On another planet of the Tomaga galaxy, The Snake and its psych-oriental color make us travel in another dimension, at the crossroad of Eric Serra (The Fifth Element) and the fascinating Muslimgauze. This parenthesis will be short-lived, because the frantic percussions of Very Never (My Mind Extends) take over in the noise and the emergency. Of a bewitching beauty, the only sung title of the album hits the bull’s eye sublimated by a Cathy Lucas (Vanishing Twin) seeming to address an incantatory message towards the beyond. The tempo accelerates more and more with More Flowers which leans towards electro-ambient with world accents evoking at times the young discography of Bonobo.
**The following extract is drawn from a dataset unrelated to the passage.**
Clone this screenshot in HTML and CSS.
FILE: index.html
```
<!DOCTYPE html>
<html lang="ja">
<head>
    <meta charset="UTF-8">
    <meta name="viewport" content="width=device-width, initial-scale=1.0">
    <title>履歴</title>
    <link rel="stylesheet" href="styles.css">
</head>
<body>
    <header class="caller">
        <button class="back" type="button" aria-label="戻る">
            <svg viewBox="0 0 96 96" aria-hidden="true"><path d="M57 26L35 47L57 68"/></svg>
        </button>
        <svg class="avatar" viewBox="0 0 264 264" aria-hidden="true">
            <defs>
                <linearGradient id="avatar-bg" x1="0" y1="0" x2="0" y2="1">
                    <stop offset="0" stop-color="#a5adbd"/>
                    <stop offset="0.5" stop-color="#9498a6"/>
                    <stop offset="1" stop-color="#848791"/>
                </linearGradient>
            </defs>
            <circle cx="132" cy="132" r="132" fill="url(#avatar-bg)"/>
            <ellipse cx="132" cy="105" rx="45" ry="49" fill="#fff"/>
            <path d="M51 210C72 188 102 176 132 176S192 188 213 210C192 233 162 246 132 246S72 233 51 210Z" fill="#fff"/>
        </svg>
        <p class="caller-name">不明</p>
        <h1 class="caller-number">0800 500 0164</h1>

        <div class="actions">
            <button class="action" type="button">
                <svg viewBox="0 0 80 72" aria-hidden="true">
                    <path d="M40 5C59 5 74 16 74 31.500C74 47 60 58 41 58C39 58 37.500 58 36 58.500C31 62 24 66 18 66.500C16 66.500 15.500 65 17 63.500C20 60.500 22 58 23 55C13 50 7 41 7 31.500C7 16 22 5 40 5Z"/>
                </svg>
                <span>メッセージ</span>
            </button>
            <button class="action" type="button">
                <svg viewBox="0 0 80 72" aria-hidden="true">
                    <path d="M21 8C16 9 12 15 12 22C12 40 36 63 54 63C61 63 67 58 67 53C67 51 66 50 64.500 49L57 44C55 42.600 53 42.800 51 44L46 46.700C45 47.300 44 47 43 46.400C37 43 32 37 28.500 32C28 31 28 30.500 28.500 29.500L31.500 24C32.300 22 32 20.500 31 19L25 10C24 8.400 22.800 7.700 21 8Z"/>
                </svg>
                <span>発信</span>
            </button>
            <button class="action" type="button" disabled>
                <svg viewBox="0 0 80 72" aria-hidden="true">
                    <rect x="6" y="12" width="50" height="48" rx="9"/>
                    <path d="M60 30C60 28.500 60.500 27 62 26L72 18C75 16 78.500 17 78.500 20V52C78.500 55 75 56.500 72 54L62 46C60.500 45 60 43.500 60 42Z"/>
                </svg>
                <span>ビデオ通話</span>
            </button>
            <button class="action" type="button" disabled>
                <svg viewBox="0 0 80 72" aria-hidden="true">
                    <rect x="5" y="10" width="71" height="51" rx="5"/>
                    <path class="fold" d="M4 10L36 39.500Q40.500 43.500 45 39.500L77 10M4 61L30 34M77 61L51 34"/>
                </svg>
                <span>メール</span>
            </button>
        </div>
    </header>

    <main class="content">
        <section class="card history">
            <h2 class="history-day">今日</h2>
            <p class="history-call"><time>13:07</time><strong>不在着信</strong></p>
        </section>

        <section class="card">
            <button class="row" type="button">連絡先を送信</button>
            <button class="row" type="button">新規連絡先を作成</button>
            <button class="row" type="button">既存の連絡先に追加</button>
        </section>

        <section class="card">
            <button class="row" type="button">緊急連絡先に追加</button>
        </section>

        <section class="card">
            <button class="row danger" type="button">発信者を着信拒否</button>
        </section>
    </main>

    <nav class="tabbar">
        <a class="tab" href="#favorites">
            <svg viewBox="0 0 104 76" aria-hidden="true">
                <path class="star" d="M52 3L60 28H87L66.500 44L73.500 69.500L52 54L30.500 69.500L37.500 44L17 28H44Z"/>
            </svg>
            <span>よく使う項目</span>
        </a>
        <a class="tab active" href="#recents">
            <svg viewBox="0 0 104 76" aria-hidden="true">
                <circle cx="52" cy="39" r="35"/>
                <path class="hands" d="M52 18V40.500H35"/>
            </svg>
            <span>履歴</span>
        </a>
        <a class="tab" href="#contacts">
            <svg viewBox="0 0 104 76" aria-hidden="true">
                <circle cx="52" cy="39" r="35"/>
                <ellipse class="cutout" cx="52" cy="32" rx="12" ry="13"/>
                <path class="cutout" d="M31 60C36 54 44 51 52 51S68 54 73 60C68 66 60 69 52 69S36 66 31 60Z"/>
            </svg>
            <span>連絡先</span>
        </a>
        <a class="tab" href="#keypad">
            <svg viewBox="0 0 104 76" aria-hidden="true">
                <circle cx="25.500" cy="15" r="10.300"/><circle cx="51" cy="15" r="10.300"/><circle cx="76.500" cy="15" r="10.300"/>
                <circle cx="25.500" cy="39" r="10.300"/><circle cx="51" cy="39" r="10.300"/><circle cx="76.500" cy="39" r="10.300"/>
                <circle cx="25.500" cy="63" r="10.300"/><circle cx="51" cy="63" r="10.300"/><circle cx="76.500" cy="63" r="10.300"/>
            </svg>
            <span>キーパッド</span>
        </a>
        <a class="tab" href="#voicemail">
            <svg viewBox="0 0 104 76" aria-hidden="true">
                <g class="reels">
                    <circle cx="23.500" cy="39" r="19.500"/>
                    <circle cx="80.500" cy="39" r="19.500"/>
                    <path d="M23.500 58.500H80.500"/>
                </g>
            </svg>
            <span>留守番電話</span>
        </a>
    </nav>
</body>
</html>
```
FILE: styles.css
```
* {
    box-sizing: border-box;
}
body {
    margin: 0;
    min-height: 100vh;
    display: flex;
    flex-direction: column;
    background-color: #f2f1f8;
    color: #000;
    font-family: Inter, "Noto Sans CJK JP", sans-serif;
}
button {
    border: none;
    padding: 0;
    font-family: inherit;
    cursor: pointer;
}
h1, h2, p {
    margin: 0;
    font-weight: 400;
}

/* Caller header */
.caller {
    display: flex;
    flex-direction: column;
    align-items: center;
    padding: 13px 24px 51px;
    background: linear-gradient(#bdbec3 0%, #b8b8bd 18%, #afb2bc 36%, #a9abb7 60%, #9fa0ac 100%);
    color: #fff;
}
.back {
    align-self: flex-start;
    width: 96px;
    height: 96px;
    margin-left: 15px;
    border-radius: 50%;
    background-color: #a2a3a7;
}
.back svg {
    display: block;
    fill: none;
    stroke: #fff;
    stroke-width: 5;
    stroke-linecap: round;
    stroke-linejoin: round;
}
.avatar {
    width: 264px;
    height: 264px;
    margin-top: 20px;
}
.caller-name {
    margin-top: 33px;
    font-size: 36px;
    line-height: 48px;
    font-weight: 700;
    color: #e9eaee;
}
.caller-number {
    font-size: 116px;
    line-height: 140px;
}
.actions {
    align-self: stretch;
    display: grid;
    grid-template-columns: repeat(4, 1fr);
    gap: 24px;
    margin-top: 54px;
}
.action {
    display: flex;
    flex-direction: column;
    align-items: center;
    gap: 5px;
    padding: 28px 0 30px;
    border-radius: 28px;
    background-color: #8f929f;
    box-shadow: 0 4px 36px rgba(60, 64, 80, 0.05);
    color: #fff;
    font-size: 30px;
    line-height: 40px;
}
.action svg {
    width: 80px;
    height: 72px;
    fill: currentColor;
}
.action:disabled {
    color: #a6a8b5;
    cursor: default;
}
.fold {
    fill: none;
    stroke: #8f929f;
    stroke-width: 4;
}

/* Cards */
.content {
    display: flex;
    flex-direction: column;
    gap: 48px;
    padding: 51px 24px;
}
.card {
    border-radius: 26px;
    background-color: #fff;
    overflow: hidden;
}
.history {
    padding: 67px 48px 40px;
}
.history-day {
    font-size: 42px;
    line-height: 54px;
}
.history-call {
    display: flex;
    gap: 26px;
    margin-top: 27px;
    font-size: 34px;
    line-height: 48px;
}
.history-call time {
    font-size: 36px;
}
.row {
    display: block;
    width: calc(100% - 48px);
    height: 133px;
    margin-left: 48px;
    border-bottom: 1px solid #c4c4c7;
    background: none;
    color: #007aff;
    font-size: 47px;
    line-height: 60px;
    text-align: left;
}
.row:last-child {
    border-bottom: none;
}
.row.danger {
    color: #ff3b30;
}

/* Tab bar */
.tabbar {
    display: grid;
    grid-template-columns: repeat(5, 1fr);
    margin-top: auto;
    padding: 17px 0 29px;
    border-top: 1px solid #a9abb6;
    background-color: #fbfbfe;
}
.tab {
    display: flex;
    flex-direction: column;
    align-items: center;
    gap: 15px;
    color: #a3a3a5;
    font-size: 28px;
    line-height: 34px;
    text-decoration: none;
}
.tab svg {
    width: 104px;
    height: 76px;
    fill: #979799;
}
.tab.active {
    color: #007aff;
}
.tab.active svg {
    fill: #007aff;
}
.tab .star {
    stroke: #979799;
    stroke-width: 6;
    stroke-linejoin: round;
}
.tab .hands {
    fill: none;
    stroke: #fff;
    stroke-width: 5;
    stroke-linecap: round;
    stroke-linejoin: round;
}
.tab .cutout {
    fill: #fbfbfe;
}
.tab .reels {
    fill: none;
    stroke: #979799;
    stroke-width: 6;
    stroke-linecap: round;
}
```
Suddenly, the atmosphere changes with a much darker triptych that sounds like a funeral rite. The martial King of Naples, the noisy and distorted Non Sia Mai, whose introductory siren sounds the death knell of a cycle, and finally British Wildlife, invite us with their processional and irrepressible percussions to an almost macabre dance. In this way of playing with minimalism and repetition with minute variations, Tomaga resurrects the music of Silver Apples in a personal way. After death, heaven? Reverie for Fragile Houseplants floats in the air with a dreamy sweetness. A feeling of immensity, of inner peace is expressed, far from the earthly tumult. It is now time to say goodbye. The eponymous piece of the album takes then the airs of a great theme of film music in its elegiac and majestic dimension. For his final bouquet, Tomaga breaks our hearts and somehow, we couldn’t dream of a more beautiful ending.

 

You will not leave this record unscathed. What is certain is that it deserves to be remembered, to be brought to life, in the memory of a great duo at the height of their talent. Obviously, Intimate Immensity will leave a perennial mark in the world of instrumental music and through it, Tom Relleen will exist forever. Amen.